Reading data files

Introduction

  • First thing we need to do is to read in data, so that we can use our software to analyze.
  • Consider these:
    • Spreadsheet data saved as .csv file.
    • “Delimited” data such as values separated by spaces.
    • Actual Excel spreadsheets.

Packages for this section

library(tidyverse)

A spreadsheet

Save as .csv

  • .csv or “comma-separated values” is a way of turning spreadsheet values into plain text.
  • Easy to read into R
  • but does not preserve formulas. (This is a reason for doing all your calculations in your statistical software, and only having data in your spreadsheet.)
  • File, Save As Text CSV (or similar).
  • used name test1.csv.

The .csv file

id,x,y,group
p1,10,21,upper
p2,11,20,lower
p3,13,25,upper
p4,15,27,lower
p5,16,30,upper
p6,17,31,lower

To read this in:

  • Fire up R Studio at r.datatools.utoronto.ca
  • Upload this .csv file. (Bottom right, next to New Folder, Upload.) Click Choose File, find the file, click Open. Click OK. See the file appear bottom right.

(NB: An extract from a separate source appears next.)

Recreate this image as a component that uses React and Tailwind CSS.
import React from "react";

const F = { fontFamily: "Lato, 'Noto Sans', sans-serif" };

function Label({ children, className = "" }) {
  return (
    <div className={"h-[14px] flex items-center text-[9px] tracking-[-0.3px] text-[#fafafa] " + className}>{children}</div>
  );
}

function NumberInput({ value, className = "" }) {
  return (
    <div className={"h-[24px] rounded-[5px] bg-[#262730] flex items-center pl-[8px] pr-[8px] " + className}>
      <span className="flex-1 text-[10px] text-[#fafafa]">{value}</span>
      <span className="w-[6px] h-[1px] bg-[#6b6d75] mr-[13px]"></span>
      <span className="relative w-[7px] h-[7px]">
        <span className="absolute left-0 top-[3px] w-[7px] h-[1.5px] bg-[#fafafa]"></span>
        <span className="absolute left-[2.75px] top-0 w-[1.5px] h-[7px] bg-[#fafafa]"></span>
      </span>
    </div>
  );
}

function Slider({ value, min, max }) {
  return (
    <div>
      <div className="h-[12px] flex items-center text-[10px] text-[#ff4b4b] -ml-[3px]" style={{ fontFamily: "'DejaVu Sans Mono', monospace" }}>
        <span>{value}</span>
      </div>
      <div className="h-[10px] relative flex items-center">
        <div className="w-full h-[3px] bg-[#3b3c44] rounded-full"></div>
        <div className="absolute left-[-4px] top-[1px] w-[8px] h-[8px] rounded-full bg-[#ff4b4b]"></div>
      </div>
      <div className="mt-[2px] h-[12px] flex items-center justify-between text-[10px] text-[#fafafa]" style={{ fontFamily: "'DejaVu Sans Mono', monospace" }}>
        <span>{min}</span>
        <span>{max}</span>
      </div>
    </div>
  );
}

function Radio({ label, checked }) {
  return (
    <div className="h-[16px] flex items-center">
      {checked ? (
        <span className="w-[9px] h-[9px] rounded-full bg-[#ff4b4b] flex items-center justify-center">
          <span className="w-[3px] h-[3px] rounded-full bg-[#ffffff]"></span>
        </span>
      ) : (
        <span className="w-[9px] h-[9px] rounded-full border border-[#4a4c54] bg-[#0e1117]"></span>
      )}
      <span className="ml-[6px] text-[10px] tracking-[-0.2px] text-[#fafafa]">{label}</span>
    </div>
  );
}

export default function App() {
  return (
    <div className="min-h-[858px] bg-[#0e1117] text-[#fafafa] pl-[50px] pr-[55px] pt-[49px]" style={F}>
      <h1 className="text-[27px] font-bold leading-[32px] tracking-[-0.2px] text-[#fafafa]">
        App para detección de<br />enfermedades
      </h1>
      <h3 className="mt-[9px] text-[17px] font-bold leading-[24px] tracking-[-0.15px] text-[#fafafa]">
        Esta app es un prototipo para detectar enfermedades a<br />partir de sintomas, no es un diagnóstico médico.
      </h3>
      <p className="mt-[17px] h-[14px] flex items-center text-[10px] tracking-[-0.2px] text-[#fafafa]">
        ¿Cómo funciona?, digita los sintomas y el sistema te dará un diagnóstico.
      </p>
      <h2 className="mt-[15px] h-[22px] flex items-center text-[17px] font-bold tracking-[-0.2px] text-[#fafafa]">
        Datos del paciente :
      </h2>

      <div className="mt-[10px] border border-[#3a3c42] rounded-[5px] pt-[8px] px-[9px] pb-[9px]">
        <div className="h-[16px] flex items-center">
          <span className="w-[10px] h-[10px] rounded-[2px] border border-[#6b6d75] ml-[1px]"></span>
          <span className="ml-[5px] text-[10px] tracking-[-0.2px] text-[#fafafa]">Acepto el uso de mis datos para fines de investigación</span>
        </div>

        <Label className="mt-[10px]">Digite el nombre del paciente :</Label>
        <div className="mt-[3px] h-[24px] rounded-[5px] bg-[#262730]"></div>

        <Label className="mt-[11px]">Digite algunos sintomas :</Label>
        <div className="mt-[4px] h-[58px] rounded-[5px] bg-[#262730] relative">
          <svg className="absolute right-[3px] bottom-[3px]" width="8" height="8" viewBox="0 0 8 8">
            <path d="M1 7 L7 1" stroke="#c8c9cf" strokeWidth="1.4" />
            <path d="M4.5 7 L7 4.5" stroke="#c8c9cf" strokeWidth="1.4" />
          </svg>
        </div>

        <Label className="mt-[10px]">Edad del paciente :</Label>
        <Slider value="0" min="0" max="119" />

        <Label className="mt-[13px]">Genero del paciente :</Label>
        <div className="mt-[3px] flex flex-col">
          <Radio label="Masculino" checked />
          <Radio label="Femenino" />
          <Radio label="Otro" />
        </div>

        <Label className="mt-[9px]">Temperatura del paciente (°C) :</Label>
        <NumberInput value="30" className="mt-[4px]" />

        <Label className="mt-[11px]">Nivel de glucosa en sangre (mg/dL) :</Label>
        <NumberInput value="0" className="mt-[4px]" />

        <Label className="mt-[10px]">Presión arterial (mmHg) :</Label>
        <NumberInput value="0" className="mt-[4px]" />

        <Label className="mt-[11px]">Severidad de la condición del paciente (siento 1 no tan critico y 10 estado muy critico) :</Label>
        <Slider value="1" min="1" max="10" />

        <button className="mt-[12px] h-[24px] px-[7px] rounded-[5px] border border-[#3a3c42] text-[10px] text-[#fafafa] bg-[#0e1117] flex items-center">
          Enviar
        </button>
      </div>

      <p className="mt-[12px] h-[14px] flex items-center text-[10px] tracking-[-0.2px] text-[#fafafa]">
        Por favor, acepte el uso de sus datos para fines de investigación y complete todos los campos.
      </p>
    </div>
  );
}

Make a new Quarto document

  • File, New File, Quarto Document
  • …and get rid of the template document (leaving the first four lines).
  • Make a code chunk and in it put this. Run it.
library(tidyverse)

Reading in the file

  • Use read_csv with the name of the file, in quotes. Save the read-in file in something, here called mydata. Make a new code chunk for this:
mydata <- read_csv("test1.csv")
mydata

More on the above

  • read_csv guesses what kind of thing is in each column. Here it correctly guesses that:
    • id and group are text (categorical variables). id is actually “identifier variable”: identifies individuals.
    • x and y are “double”: numbers that might have a decimal point in them.

R Studio on your own computer

  • Put the .csv file in the same folder as your project. Then read it in as above like read_csv("test1.csv").
  • Or, use
# f <- file.choose()
f

which brings up a file selector (as if you were going to find a file to load or save it). Find your .csv file, the address of which will be saved in f, and then:

mydata <- read_csv(f)
  • When you have selected the file, comment out the file.choose line by putting a # on the front of it. That will save you having to find the file again by mistake. (Keyboard shortcut: go to the line, type control-shift-C or Mac equivalent with Cmd.)

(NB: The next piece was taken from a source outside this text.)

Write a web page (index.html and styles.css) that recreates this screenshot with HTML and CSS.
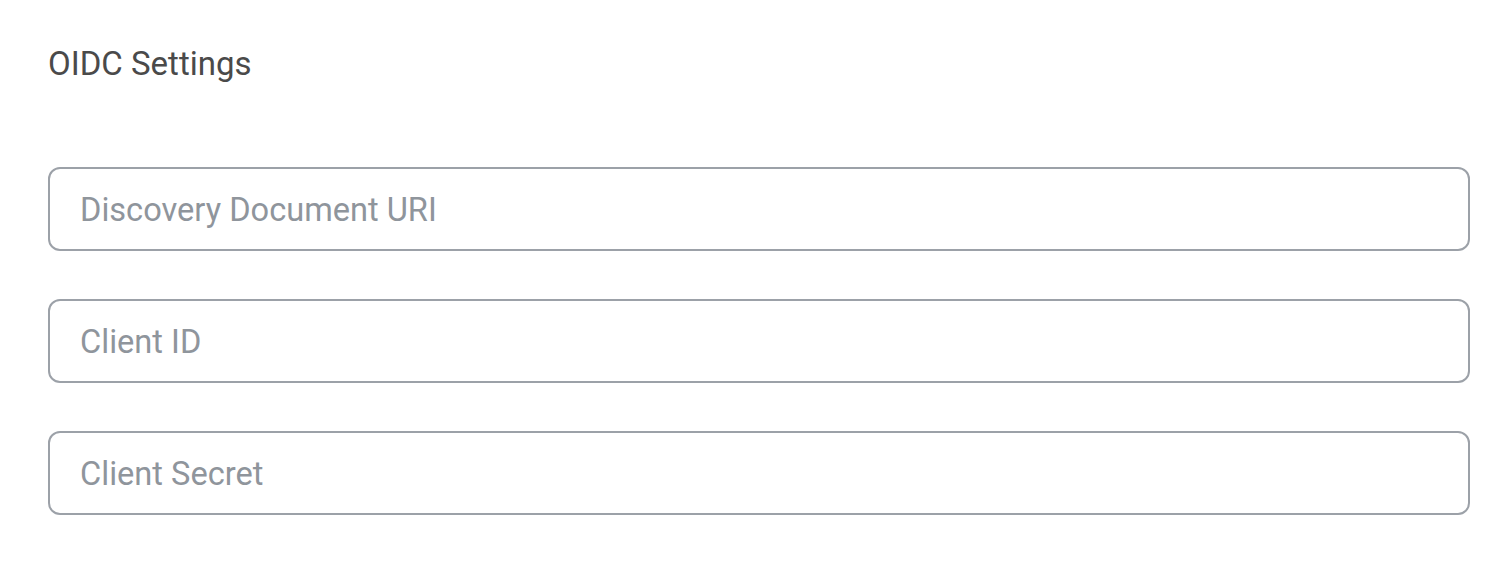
FILE: index.html
```html
<!DOCTYPE html>
<html>
<head>
<meta charset="utf-8">
<link rel="stylesheet" href="styles.css">
</head>
<body>
<div class="page">
  <h2 class="title">OIDC Settings</h2>
  <div class="fields">
    <input class="field" type="text" placeholder="Discovery Document URI">
    <input class="field" type="text" placeholder="Client ID">
    <input class="field" type="password" placeholder="Client Secret">
  </div>
</div>
</body>
</html>
```
FILE: styles.css
```css
html, body {
  margin: 0;
  padding: 0;
  background: #ffffff;
  font-family: Roboto, "Liberation Sans", sans-serif;
}
.page {
  padding: 44px 40px 0 48px;
}
.title {
  margin: 0;
  font-size: 33px;
  font-weight: 400;
  color: #4a4a4a;
  line-height: 40px;
}
.fields {
  margin-top: 83px;
  display: flex;
  flex-direction: column;
  gap: 48px;
}
.field {
  box-sizing: border-box;
  width: 1422px;
  height: 84px;
  border: 2px solid #9ca1a8;
  border-radius: 12px;
  padding: 2px 30px 0;
  font-family: Roboto, "Liberation Sans", sans-serif;
  font-size: 32.6px;
  color: #333;
  outline: none;
  background: #fff;
}
.field::placeholder {
  color: #8f959c;
  opacity: 1;
}
```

Looking at what we read in

  • Again, type the name of the thing to display it:
mydata
  • This is a “tibble” or data frame, the standard way of storing a data set in R.
  • Tibbles print as much as will display on the screen. If there are more rows or columns, it will say so.
  • You will see navigation keys to display more rows or columns (if there are more).

View-ing your data frame

  • Another way to examine your data frame is to View it, like this:
View(mydata)

…or find your data frame in the Global Environment top right and click it. - This pops up a “data frame viewer” top left:

This View

  • Read-only: cannot edit data
  • Can display data satisfying conditions: click on Filter, then:
    • for a categorical variable, type name of category you want
    • for a quantitative variable, use slider to describe values you want.
  • Can sort a column into ascending or descending order (click little arrows next to column name).
  • Clicking the symbol with arrow on it left of Filter “pops out” View into separate (bigger) window.

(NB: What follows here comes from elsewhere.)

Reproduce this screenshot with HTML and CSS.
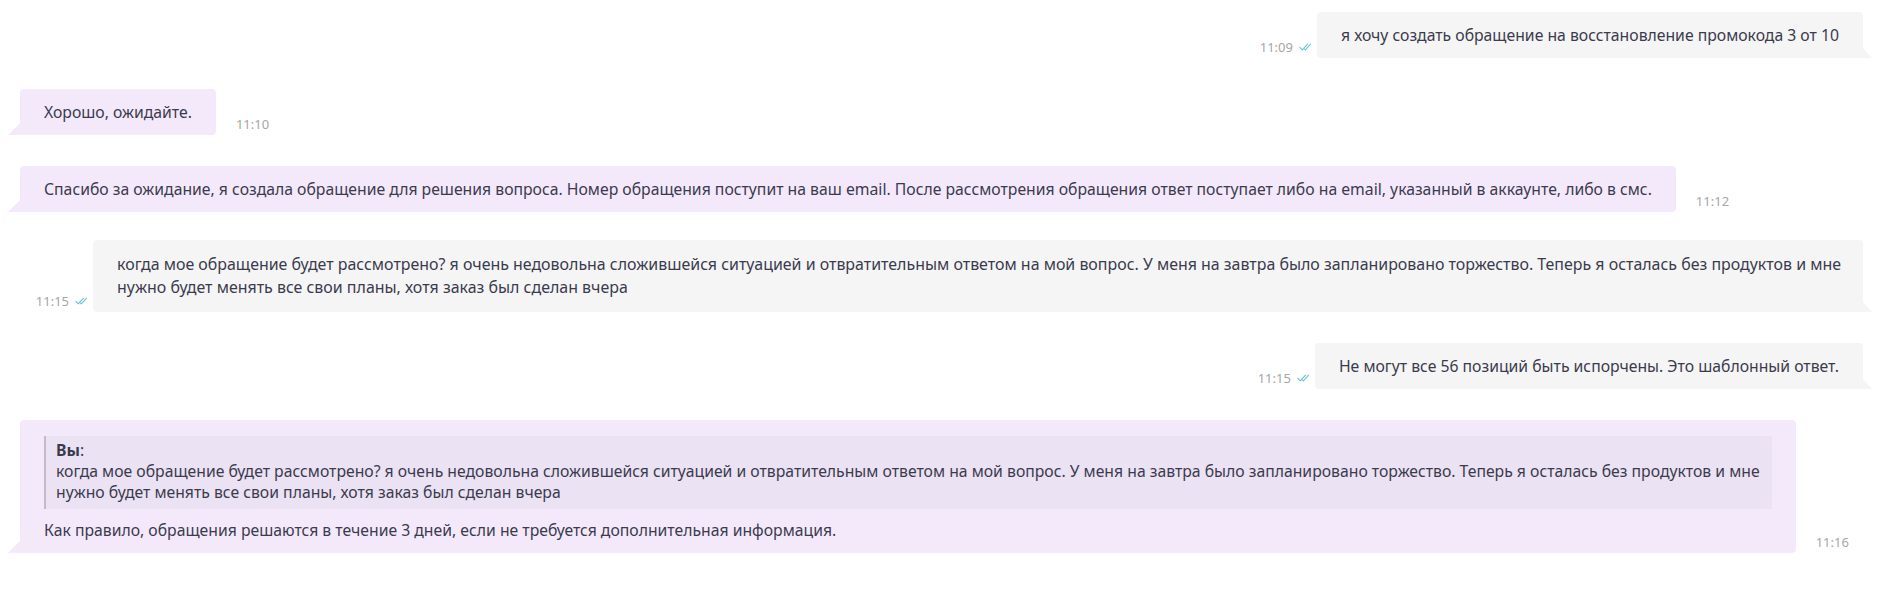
FILE: index.html
```html
<!DOCTYPE html>
<html lang="ru">
<head>
<meta charset="utf-8">
<title>Чат</title>
<link rel="stylesheet" href="styles.css">
</head>
<body>
<div class="chat">
  <div class="row out">
    <span class="meta"><span class="time">11:09</span><svg class="check" viewBox="0 0 13 8" width="13" height="8"><path d="M0.8 4.3 L3.3 6.8 L8.6 1.2 M5.6 6.1 L6.3 6.8 L11.6 1.2"/></svg></span>
    <div class="bubble gray">я хочу создать обращение на восстановление промокода 3 от 10</div>
  </div>
  <div class="row in">
    <div class="bubble lilac">Хорошо, ожидайте.</div>
    <span class="meta"><span class="time">11:10</span></span>
  </div>
  <div class="row in">
    <div class="bubble lilac">Спасибо за ожидание, я создала обращение для решения вопроса. Номер обращения поступит на ваш email. После рассмотрения обращения ответ поступает либо на email, указанный в аккаунте, либо в смс.</div>
    <span class="meta"><span class="time">11:12</span></span>
  </div>
  <div class="row out tight">
    <span class="meta"><span class="time">11:15</span><svg class="check" viewBox="0 0 13 8" width="13" height="8"><path d="M0.8 4.3 L3.3 6.8 L8.6 1.2 M5.6 6.1 L6.3 6.8 L11.6 1.2"/></svg></span>
    <div class="bubble gray two">когда мое обращение будет рассмотрено? я очень недовольна сложившейся ситуацией и отвратительным ответом на мой вопрос. У меня на завтра было запланировано торжество. Теперь я осталась без продуктов и мне<br>нужно будет менять все свои планы, хотя заказ был сделан вчера</div>
  </div>
  <div class="row out">
    <span class="meta"><span class="time">11:15</span><svg class="check" viewBox="0 0 13 8" width="13" height="8"><path d="M0.8 4.3 L3.3 6.8 L8.6 1.2 M5.6 6.1 L6.3 6.8 L11.6 1.2"/></svg></span>
    <div class="bubble gray">Не могут все 56 позиций быть испорчены. Это шаблонный ответ.</div>
  </div>
  <div class="row in">
    <div class="bubble lilac reply">
      <div class="quote"><b>Вы</b>:<br>когда мое обращение будет рассмотрено? я очень недовольна сложившейся ситуацией и отвратительным ответом на мой вопрос. У меня на завтра было запланировано торжество. Теперь я осталась без продуктов и мне<br>нужно будет менять все свои планы, хотя заказ был сделан вчера</div>
      <div class="answer">Как правило, обращения решаются в течение 3 дней, если не требуется дополнительная информация.</div>
    </div>
    <span class="meta"><span class="time">11:16</span></span>
  </div>
</div>
</body>
</html>
```

FILE: styles.css
```css
html, body {
  margin: 0;
  height: 100%;
}
body {
  background: #ffffff;
  font-family: "Noto Sans", "Open Sans", sans-serif;
  color: #3b3b4e;
  overflow: hidden;
}
.chat {
  display: flex;
  flex-direction: column;
  gap: 31px;
  padding: 12px 22px 0 20px;
}
.row {
  display: flex;
  align-items: flex-end;
}
.row.tight {
  margin-top: -3px;
}
.row.out {
  justify-content: flex-end;
  gap: 5px;
}
.row.in {
  justify-content: flex-start;
  gap: 20px;
}
.bubble {
  position: relative;
  font-size: 15.75px;
  line-height: 23px;
  padding: 12px 24px 11px;
  border-radius: 4px;
}
.gray.two {
  font-size: 15.95px;
  padding: 13px 22px 13px 24px;
}
.lilac {
  background: #f4e9fb;
  border-bottom-left-radius: 0;
}
.lilac::before {
  content: "";
  position: absolute;
  left: -12px;
  bottom: 0;
  width: 0;
  height: 0;
  border-bottom: 12px solid #f4e9fb;
  border-left: 12px solid transparent;
}
.gray {
  background: #f5f5f5;
  border-bottom-right-radius: 0;
}
.gray::after {
  content: "";
  position: absolute;
  right: -9px;
  bottom: 0;
  width: 0;
  height: 0;
  border-bottom: 10px solid #f5f5f5;
  border-right: 9px solid transparent;
}
.meta {
  display: flex;
  align-items: center;
  gap: 6px;
  margin-bottom: 3px;
  font-size: 13px;
  line-height: 16px;
  color: #a6a6a6;
  white-space: nowrap;
}
.check {
  fill: none;
  stroke: #6cc0d6;
  stroke-width: 1.1;
  stroke-linecap: round;
  stroke-linejoin: round;
}
.reply {
  padding: 16px 24px 11px;
}
.quote {
  background: #ebe2f4;
  border-left: 2px solid #c2bac8;
  padding: 4px 12px 6px 10px;
  line-height: 21px;
}
.quote b {
  font-weight: 700;
}
.answer {
  margin-top: 10px;
}
```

Summarizing what we read in

  • It is always a good idea to look at your data after you have read it in, to make sure you have believable numbers (and the right number of individuals and variables).
  • Quick check for errors: these often show up as values too high or too low, so the min and/or max will be unreasonable.
  • Five-number summary:
summary(mydata)
      id                  x               y            group          
 Length:6           Min.   :10.00   Min.   :20.00   Length:6          
 Class :character   1st Qu.:11.50   1st Qu.:22.00   Class :character  
 Mode  :character   Median :14.00   Median :26.00   Mode  :character  
                    Mean   :13.67   Mean   :25.67                     
                    3rd Qu.:15.75   3rd Qu.:29.25                     
                    Max.   :17.00   Max.   :31.00                     
  • Quantitative, five-number summary plus mean.
  • Categorical, how many rows.

Reading from a URL

  • Any data file on the Web can be read directly.
  • Example data link:
  • Use URL instead of filename.
  • I like to save the URL in a variable first (because URLs tend to be long), and then put that variable in the read_ function:
my_url <- "http://ritsokiguess.site/datafiles/global.csv"
my_url
[1] "http://ritsokiguess.site/datafiles/global.csv"
global <- read_csv(my_url)

The data

global

Space-delimited files

  • Another common format for data is a text file with the values separated by spaces. Top of some other data:
cup tempdiff            
Starbucks 13            
Starbucks 7        
Starbucks 7        
Starbucks 17.5     
Starbucks 10       
Starbucks 15.5     
Starbucks 6        
Starbucks 6        
SIGG 12            
SIGG 16            
SIGG 9             
SIGG 23            
SIGG 11            
SIGG 20.5          
SIGG 12.5      
SIGG 20.5      
SIGG 24.5      
CUPPS 6    
CUPPS 6    
CUPPS 18.5 
CUPPS 10   

Reading the coffee data

  • This file was on my computer so I uploaded it to r.datatools.utoronto.ca first.
  • This time, read_delim, and we also have to say what the thing is separating the values:
coffee <- read_delim("coffee.txt", " ")
coffee
  • Name of the cup, text, and tempdiff, a decimal number.

Looking at the values (some)

coffee

These were four brands of travel mug (in cup), and for each, how much the temperature of the coffee in the mug decreased over 30 minutes.

Reading from the Web; the soap data

  • Use the URL in place of the filename.
  • Save the URL in a variable first:
url <- "http://ritsokiguess.site/datafiles/soap.txt"
soap <- read_delim(url, " ")

The soap data (some)

soap

Data aligned in columns

  • Sometimes you see data aligned in columns, thus:

  • read_delim will not work: values separated by more than one space.
  • The number of spaces between values is not constant, because there is one fewer space before the 10.
  • read_table works for this.

Reading in column-aligned data

drugs <- read_table("migraine.txt")
drugs

Reading an Excel sheet directly

  • It is now a workbook with a second sheet called “notes” (that we don’t want).
  • Install package readxl first.

Reading it in

  • Read into R, saying that we only want the sheet “data”. Upload spreadsheet first.
  • Excel spreadsheets must be “local”: cannot read one in from a URL.
# install.packages("readxl")
library(readxl)
mydata2 <- read_excel("test2.xlsx", sheet = "data")
mydata2